Well HAPPY NEW YEAR!
We made it folks - in one shape or another, here we are in 2012.
I would like to say a big good luck and hope it's a good one for you to all my lovely followers who keep me going and make it appear that I'm not just sitting here randomly warbling into cyberspace but people actually get something from all of this. Yay!
Anyway I'd like to think I could now have a nice quiet week 'post festivities' and take the tinsel off my enormous bush, wrestle it out the front door and restore some kind of order (what do I mean 'restore' - I would actually be establishing order for the very first time, but it's nice to dream).
I have potentially the most stressful week of the year, right here, right now, upon me.
I have to do 3 different jobs at once (other than parenting), one of which involves 12 hour shifts and one of which involves taking 18 strangers into 'that' village hall and saying 'Hello, my name is Stickhead, I'm here to talk about vaginas and how you can help them stretch' (OK that's paraphrasing you get the drift) 'and then we can talk about how you are about to enter years of broken sleep, the smell of poo and having malted milks ground into your Egyptian cotton bed sheets. Would anyone like a cup of tea and a fig roll?'.
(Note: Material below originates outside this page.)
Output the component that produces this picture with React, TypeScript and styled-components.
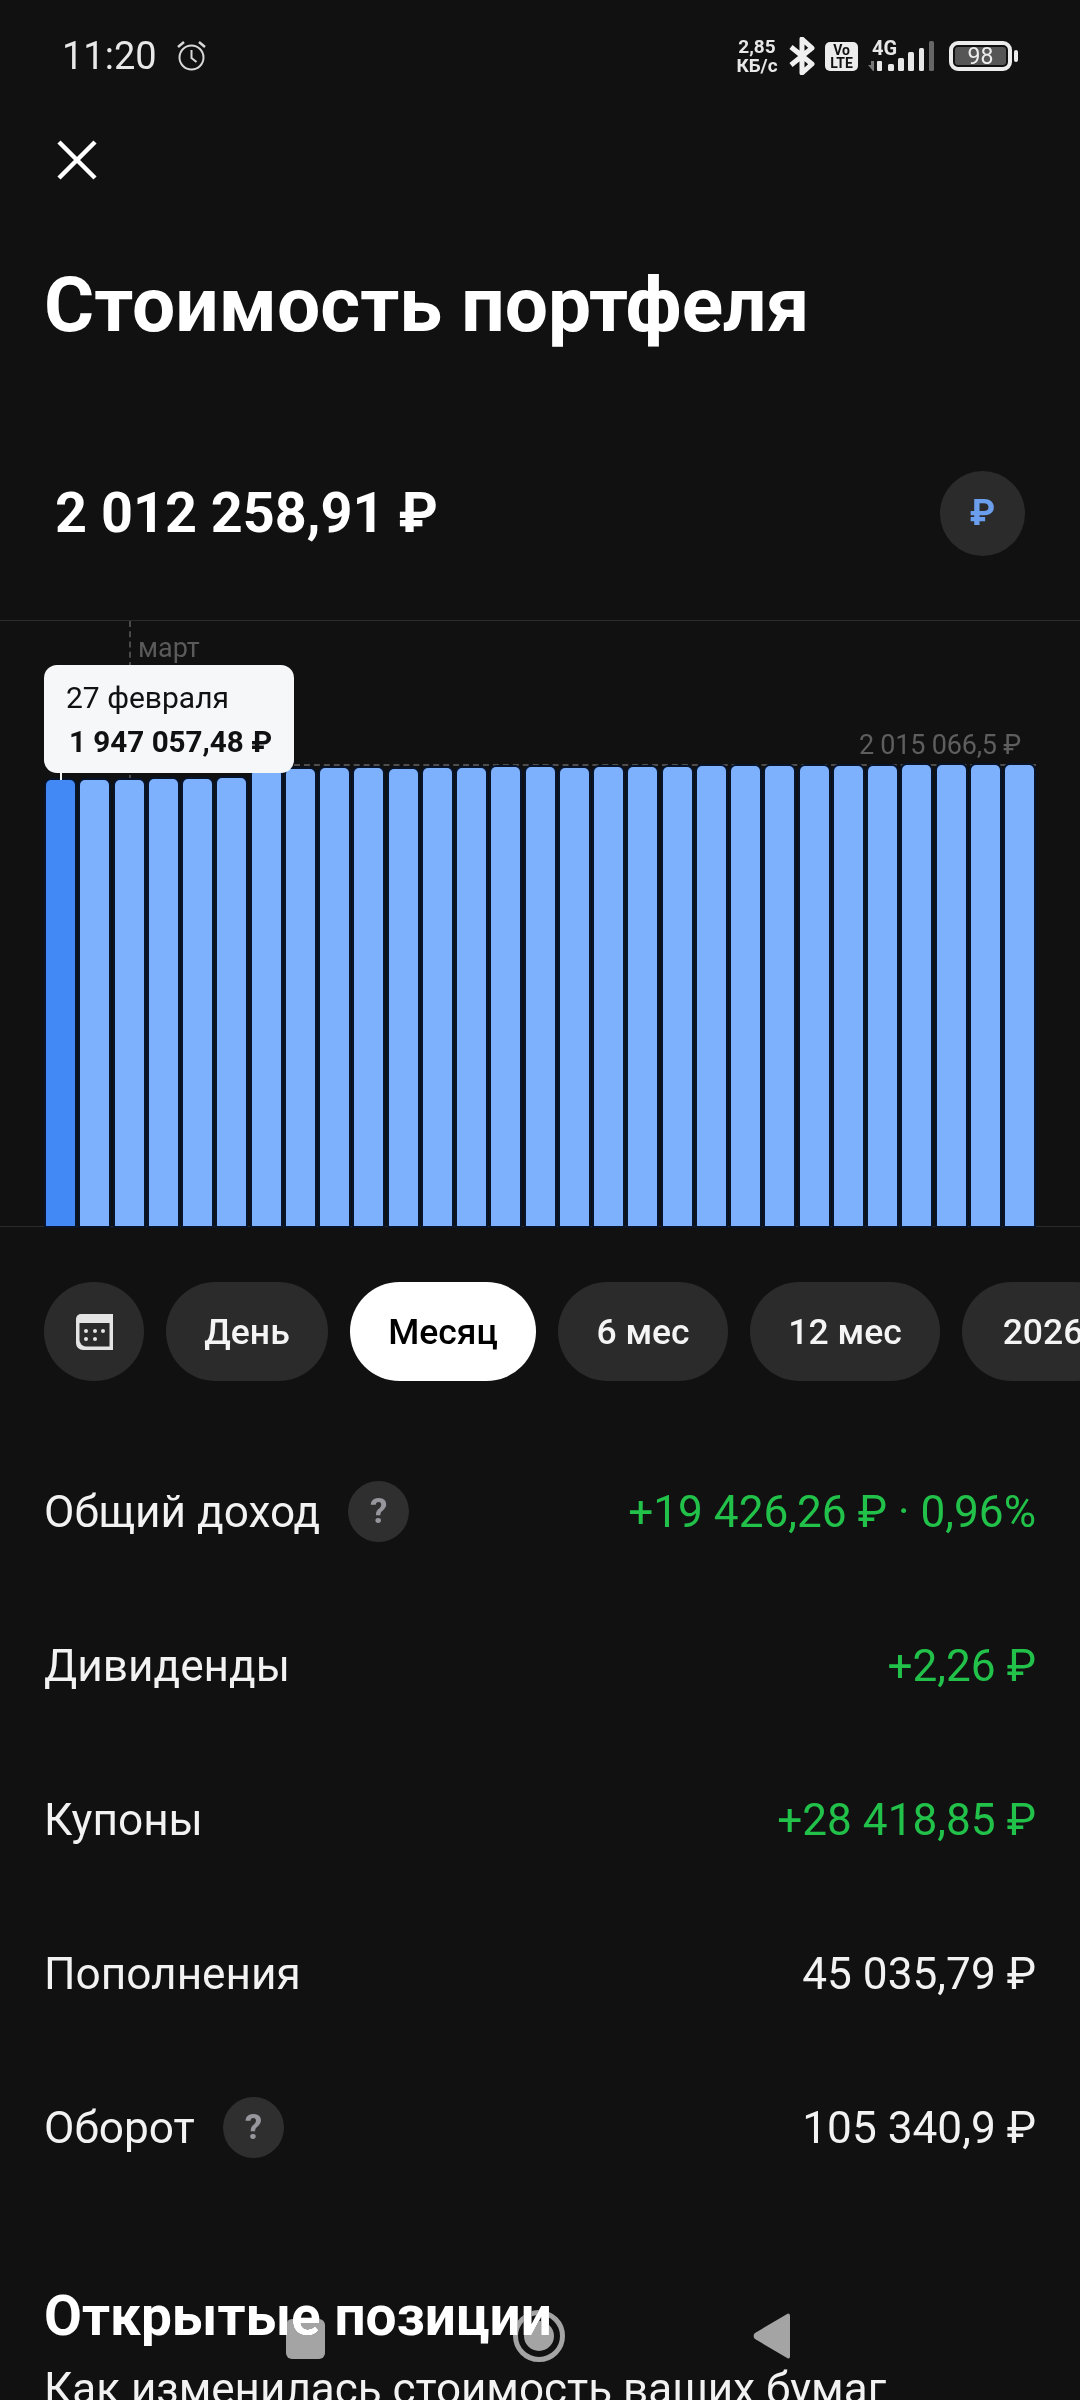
import React from "react";
import styled, { createGlobalStyle } from "styled-components";

const GlobalStyle = createGlobalStyle`
  html, body {
    margin: 0;
    padding: 0;
    background: #111112;
  }
  * {
    box-sizing: border-box;
  }
`;

const Screen = styled.div`
  position: relative;
  width: 1080px;
  height: 2400px;
  overflow: hidden;
  background: #111112;
  color: #fff;
  font-family: Roboto, "Noto Sans", sans-serif;
`;

const StatusBar = styled.div`
  height: 110px;
  padding: 38px 62px 0 62px;
  display: flex;
  justify-content: space-between;
  align-items: flex-start;
`;

const StatusLeft = styled.div`
  display: flex;
  align-items: center;
  gap: 18px;
  height: 36px;
`;

const Time = styled.span`
  font-size: 38px;
  line-height: 36px;
  color: #e8e8e8;
`;

const StatusRight = styled.div`
  display: flex;
  align-items: center;
  height: 36px;
`;

const Speed = styled.div`
  width: 42px;
  margin-right: 11px;
  font-size: 19px;
  line-height: 19px;
  font-weight: 700;
  text-align: center;
  color: #e8e8e8;
`;

const VoLte = styled.div`
  width: 33px;
  height: 29px;
  margin: 0 10px 0 10px;
  border-radius: 5px;
  background: #ececec;
  color: #111;
  font-size: 14px;
  line-height: 13px;
  font-weight: 700;
  text-align: center;
  padding-top: 2px;
`;

const Signal = styled.div`
  position: relative;
  width: 66px;
  height: 30px;
  margin-right: 15px;
`;

const NetLabel = styled.span`
  position: absolute;
  left: 4px;
  top: -2px;
  font-size: 20px;
  line-height: 18px;
  font-weight: 700;
  color: #e8e8e8;
`;

const Battery = styled.div`
  width: 63px;
  height: 30px;
  border: 4px solid #ececec;
  border-radius: 9px;
  padding: 2px;
`;

const BatteryFill = styled.div`
  height: 100%;
  border-radius: 3px;
  background: #565656;
  color: #ededed;
  font-size: 23px;
  line-height: 19px;
  text-align: center;
`;

const BatteryNub = styled.div`
  width: 4px;
  height: 12px;
  margin-left: 2px;
  border-radius: 2px;
  background: #ececec;
`;

const CloseRow = styled.div`
  height: 100px;
  padding-left: 57px;
  display: flex;
  align-items: center;
`;

const Title = styled.h1`
  margin: 52px 0 0 44px;
  font-size: 76.7px;
  line-height: 86px;
  font-weight: 700;
`;

const ValueRow = styled.div`
  height: 160px;
  margin: 89px 0 23px;
  padding: 0 55px 0 55px;
  display: flex;
  justify-content: space-between;
  align-items: center;
`;

const ValueText = styled.div`
  font-size: 55.8px;
  font-weight: 700;
  margin-top: -8px;
`;

const CurrencyButton = styled.div`
  width: 85px;
  height: 85px;
  margin-top: -8px;
  border-radius: 50%;
  background: #2b2b2c;
  color: #6b9fee;
  font-size: 36px;
  font-weight: 700;
  display: flex;
  align-items: center;
  justify-content: center;
`;

const Chart = styled.div`
  position: relative;
  height: 607px;
  border-top: 1px solid #2c2c2d;
  border-bottom: 1px solid #2c2c2d;
  padding-left: 46px;
  display: flex;
  align-items: flex-end;
  gap: 5.25px;
`;

const MonthTick = styled.div`
  position: absolute;
  left: 129px;
  top: 0;
  height: 160px;
  border-left: 2px dashed #4a4a4a;
`;

const MonthLabel = styled.span`
  position: absolute;
  left: 138px;
  top: 11px;
  font-size: 27px;
  line-height: 32px;
  color: #5a5a5a;
`;

const MaxLine = styled.div`
  position: absolute;
  left: 294px;
  right: 44px;
  top: 143px;
  border-top: 2px dashed #4e4e4e;
`;

const MaxLabel = styled.span`
  position: absolute;
  right: 59px;
  top: 108px;
  font-size: 27px;
  line-height: 32px;
  letter-spacing: -0.2px;
  color: #5e5e5e;
`;

const Bar = styled.div<{ $active?: boolean }>`
  position: relative;
  width: 29px;
  flex: none;
  border-radius: 5px 5px 0 0;
  background: ${(p) => (p.$active ? "#4289f5" : "#7db0fd")};
  box-shadow: 0 0 0 2px #07142a;
`;

const Tooltip = styled.div`
  position: absolute;
  left: 44px;
  top: 44px;
  width: 250px;
  height: 108px;
  padding: 14px 0 0 22px;
  border-radius: 13px;
  background: #f6f7f9;
  color: #111;
`;

const TooltipDate = styled.div`
  font-size: 30px;
  line-height: 38px;
`;

const TooltipValue = styled.div`
  margin: 7px 0 0 3px;
  font-size: 29.6px;
  line-height: 36px;
  font-weight: 700;
`;

const TooltipStem = styled.div`
  position: absolute;
  left: 60px;
  top: 152px;
  width: 2px;
  height: 7px;
  background: #f6f7f9;
`;

const Chips = styled.div`
  margin-top: 55px;
  padding-left: 44px;
  display: flex;
  gap: 22px;
`;

const Chip = styled.div<{ $selected?: boolean; $width: number }>`
  flex: none;
  width: ${(p) => p.$width}px;
  height: 99px;
  border-radius: 50px;
  background: ${(p) => (p.$selected ? "#fff" : "#2b2b2c")};
  color: ${(p) => (p.$selected ? "#000" : "#f4f4f4")};
  font-size: 35.5px;
  font-weight: 500;
  display: flex;
  align-items: center;
  justify-content: center;
`;

const Rows = styled.div`
  margin-top: 54px;
  padding: 0 44px 0 44px;
`;

const Row = styled.div`
  height: 154px;
  display: flex;
  justify-content: space-between;
  align-items: center;
  font-size: 44.2px;
`;

const RowLabel = styled.div`
  display: flex;
  align-items: center;
  gap: 28px;
  color: #f2f2f2;
`;

const HelpBadge = styled.span`
  width: 61px;
  height: 61px;
  margin-top: -1px;
  border-radius: 50%;
  background: #2f2f30;
  color: #96969c;
  font-size: 35px;
  font-weight: 700;
  display: flex;
  align-items: center;
  justify-content: center;
`;

const RowValue = styled.div<{ $positive?: boolean }>`
  color: ${(p) => (p.$positive ? "#22c24a" : "#f2f2f2")};
`;

const SectionTitle = styled.h2`
  margin: 79px 0 0 44px;
  font-size: 55px;
  line-height: 64px;
  font-weight: 700;
`;

const SectionText = styled.div`
  margin: 15px 0 0 44px;
  font-size: 44px;
  line-height: 52px;
  white-space: nowrap;
  color: #f2f2f2;
`;

const NavOverlay = styled.div`
  position: absolute;
  left: 286px;
  top: 2310px;
  width: 504px;
  height: 52px;
  display: flex;
  justify-content: space-between;
  align-items: center;
  mix-blend-mode: lighten;
`;

const NavSquare = styled.div`
  width: 39px;
  height: 40px;
  margin-top: 5px;
  border-radius: 6px;
  background: #a4a4a4;
`;

const NavRing = styled.div`
  width: 52px;
  height: 52px;
  border-radius: 50%;
  border: 5px solid #a4a4a4;
  display: flex;
  align-items: center;
  justify-content: center;
  &::after {
    content: "";
    width: 30px;
    height: 30px;
    border-radius: 50%;
    background: #a4a4a4;
  }
`;

// bar heights from the left, px above the baseline
const barHeights = [
  446, 446, 446, 447, 447, 448, 457, 457, 458, 458, 457, 458, 458, 459, 459,
  458, 459, 459, 459, 460, 460, 460, 460, 460, 460, 461, 461, 461, 461,
];

const rows = [
  { label: "Общий доход", help: true, value: "+19 426,26 ₽ · 0,96%", positive: true },
  { label: "Дивиденды", value: "+2,26 ₽", positive: true },
  { label: "Купоны", value: "+28 418,85 ₽", positive: true },
  { label: "Пополнения", value: "45 035,79 ₽" },
  { label: "Оборот", help: true, value: "105 340,9 ₽" },
];

const AlarmIcon = () => (
  <svg width="33" height="32" viewBox="0 0 33 32" fill="none" stroke="#d8d8d8" strokeWidth="2">
    <circle cx="16.5" cy="17.5" r="12" />
    <path d="M16.5 10v8l5 4" />
    <path d="M3 7l6-5M30 7l-6-5" strokeWidth="2.5" />
  </svg>
);

const BluetoothIcon = () => (
  <svg width="26" height="38" viewBox="0 0 26 38" fill="none" stroke="#f0f0f0" strokeWidth="5" strokeLinejoin="round">
    <path d="M2 10l21 17-10 9V2l10 9L2 28" />
  </svg>
);

const SignalIcon = () => (
  <svg width="66" height="30" viewBox="0 0 66 30">
    <path d="M0 24h3v-4h3v10h-1z" fill="#777" />
    <rect x="9" y="20" width="5" height="10" rx="1" fill="#e8e8e8" />
    <rect x="20" y="23" width="6" height="7" rx="1.5" fill="#e8e8e8" />
    <rect x="30" y="17" width="6" height="13" rx="1.5" fill="#e8e8e8" />
    <rect x="40" y="11" width="6" height="19" rx="1.5" fill="#e8e8e8" />
    <rect x="51" y="7" width="5" height="23" rx="1.5" fill="#e8e8e8" />
    <rect x="61" y="0" width="5" height="30" rx="1.5" fill="#666" />
  </svg>
);

const CloseIcon = () => (
  <svg width="40" height="40" viewBox="0 0 40 40" stroke="#fff" strokeWidth="4.5">
    <path d="M2 2l36 36M38 2L2 38" />
  </svg>
);

const CalendarIcon = () => (
  <svg width="37" height="36" viewBox="0 0 37 36">
    <path d="M5 0h32v36H7a7 7 0 0 1-7-7V5a5 5 0 0 1 5-5z" fill="#e4e4e4" />
    <path d="M3.5 9h30v23.5H10a6.5 6.5 0 0 1-6.5-6.5z" fill="#2b2b2c" />
    <g fill="#e4e4e4">
      <circle cx="10" cy="17" r="2" />
      <circle cx="19" cy="17" r="2" />
      <circle cx="27" cy="17" r="2" />
      <circle cx="10" cy="25" r="2" />
      <circle cx="19" cy="25" r="2" />
    </g>
  </svg>
);

const BackIcon = () => (
  <svg width="37" height="46" viewBox="0 0 37 46" fill="#a4a4a4">
    <path d="M35 0.5a2 2 0 0 1 2 2V44a2 2 0 0 1-2 1.5L2 26a4 4 0 0 1 0-6z" />
  </svg>
);

export default function App() {
  return (
    <Screen>
      <GlobalStyle />
      <StatusBar>
        <StatusLeft>
          <Time>11:20</Time>
          <AlarmIcon />
        </StatusLeft>
        <StatusRight>
          <Speed>
            2,85
            <br />
            КБ/с
          </Speed>
          <BluetoothIcon />
          <VoLte>
            Vo
            <br />
            LTE
          </VoLte>
          <Signal>
            <NetLabel>4G</NetLabel>
            <SignalIcon />
          </Signal>
          <Battery>
            <BatteryFill>98</BatteryFill>
          </Battery>
          <BatteryNub />
        </StatusRight>
      </StatusBar>

      <CloseRow>
        <CloseIcon />
      </CloseRow>

      <Title>Стоимость портфеля</Title>

      <ValueRow>
        <ValueText>2 012 258,91 ₽</ValueText>
        <CurrencyButton>₽</CurrencyButton>
      </ValueRow>

      <Chart>
        <MonthTick />
        <MonthLabel>март</MonthLabel>
        <MaxLine />
        <MaxLabel>2 015 066,5 ₽</MaxLabel>
        {barHeights.map((h, i) => (
          <Bar key={i} $active={i === 0} style={{ height: h }} />
        ))}
        <TooltipStem />
        <Tooltip>
          <TooltipDate>27 февраля</TooltipDate>
          <TooltipValue>1 947 057,48 ₽</TooltipValue>
        </Tooltip>
      </Chart>

      <Chips>
        <Chip $width={100}>
          <CalendarIcon />
        </Chip>
        <Chip $width={162}>День</Chip>
        <Chip $width={186} $selected>
          Месяц
        </Chip>
        <Chip $width={170}>6 мес</Chip>
        <Chip $width={190}>12 мес</Chip>
        <Chip $width={162}>2026</Chip>
      </Chips>

      <Rows>
        {rows.map((r) => (
          <Row key={r.label}>
            <RowLabel>
              {r.label}
              {r.help && <HelpBadge>?</HelpBadge>}
            </RowLabel>
            <RowValue $positive={r.positive}>{r.value}</RowValue>
          </Row>
        ))}
      </Rows>

      <SectionTitle>Открытые позиции</SectionTitle>
      <SectionText>Как изменилась стоимость ваших бумаг</SectionText>

      <NavOverlay>
        <NavSquare />
        <NavRing />
        <BackIcon />
      </NavOverlay>
    </Screen>
  );
}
This was all a case of 'bad planning' (well no planning actually) and in the middle of it all the kids go back to school (I don't think I've actually taken their PE kits, school bags etc out of the back of my car yet post break up for the holiday. Sigh).
This would all be bad enough but (and it's a big wide but) - every so often when you are teaching groups an assessor has to come round and watch you and mark you out of ten on various things and come up with a plan for you. This involves quite a bit of prep work and writing a 'reflective' piece blah blah blah. So that's how I spent New Year's Day - waffling on about goals and aims and learning outcome and holistic approaches and how I 'meet my own needs' (oh it was so so tempting to run amok with the answer to that one).
I kind of resent this. I wanted to just write in big huge bold type letter something like this:
I very much look forward to welcoming you to the crazy hall of doom. Please do not alarmed by 'Mary' the keeper of the keys or the caretaker in the Stetson. However if you see any very old people clutching packets of Orange Clubs or similar please check that they are actually for their ridiculous raffle and haven't been stolen from my supplies. Not that I buy Orange Clubs. I would also advise that you do not focus on the carpet for too long as the almost fractal like orange brown and red pattern has been known to induce vomiting. If any alarms go off, try not to shit yourself or scream. Focus on your breathing.
I know you want me to reflect deeply on the last year of teaching but frankly it's a miracle I'm still here and still doing this and you should just be grateful for that, because despite everything, I do a bloody good job.
Of course nobody is perfect and not all of the less than ideal moments in the last year have been the fault of dodgy alarm systems, mad line dancers or the people that stole the lead off the roof leaving me to teach amongst a sea of buckets and a ghostly howl.
I mean it wasn't ideal that time when I was talking to the group about their baby's adjustment to the world outside the womb. I held the (fake) baby close, demonstrated the need for touch and nurturing. I laid the baby carefully down on a soft blanket explaining how a baby couldn't fall off the floor so it was a safe place to leave the baby..... I stepped forward to pick up a nappy..... I tripped over my own feet and put the heel of my boot directly through the (fake) babies face.
I shouted 'SHIT', did a move not unlike when Roadrunner goes over a cliff edge and fell on my side with an 'oomph'.
On the plus side the group laughed so long and so hard it probably gave them an endorphin rush for days.
Then there was the time I spent the day bouncing about on a ball in black leggings and a tunic top with my legs wide open...... Got a few funny looks.....Got home and went for a wee..... On closer inspection realised that the 'leggings' were footless tights. I was wearing white knickers with pink hearts on. Oh dear lord. I was torn between pretending it never happened or starting the next group with 'I am ever so sorry about last week and my knickers. I truly had no idea you were all staring at my gusset'. But I was advised just to leave it and pretend it never happened. Wise words.
More recently I have had issues with emailing groups from my iPhone and the darn autocorrect thing. On one occasion it 'corrected' my name to 'Cocky'. So I said something like 'I can't wait to see you all on Sunday - yours Cocky'. I noticed this just at the point it swooped out into the ether and I couldn't stop it. I promptly sent another email to apologise and explain. This time I noticed, just at the crucial 'it's too late now' moment that I was now renamed Bucky. So Cocky or Bucky take your pick - I sound equally deranged either way.
Even more cringe-worthy was the time I emailed someone to congratulate them on the birth of their twins. 'I'm so glad to hear that you and your tubs are doing so well' I jauntily replied.
However you interpret that it's not great is it?
But all the same, just tick the box and let me carry on hey? Because you know without me, it just wouldn't be quite the same kind of education, would it?
I mean Bucky
I mean, oh sod it, call me whatever you bleedin well like. But maybe not Tubs. Do you want a fig roll?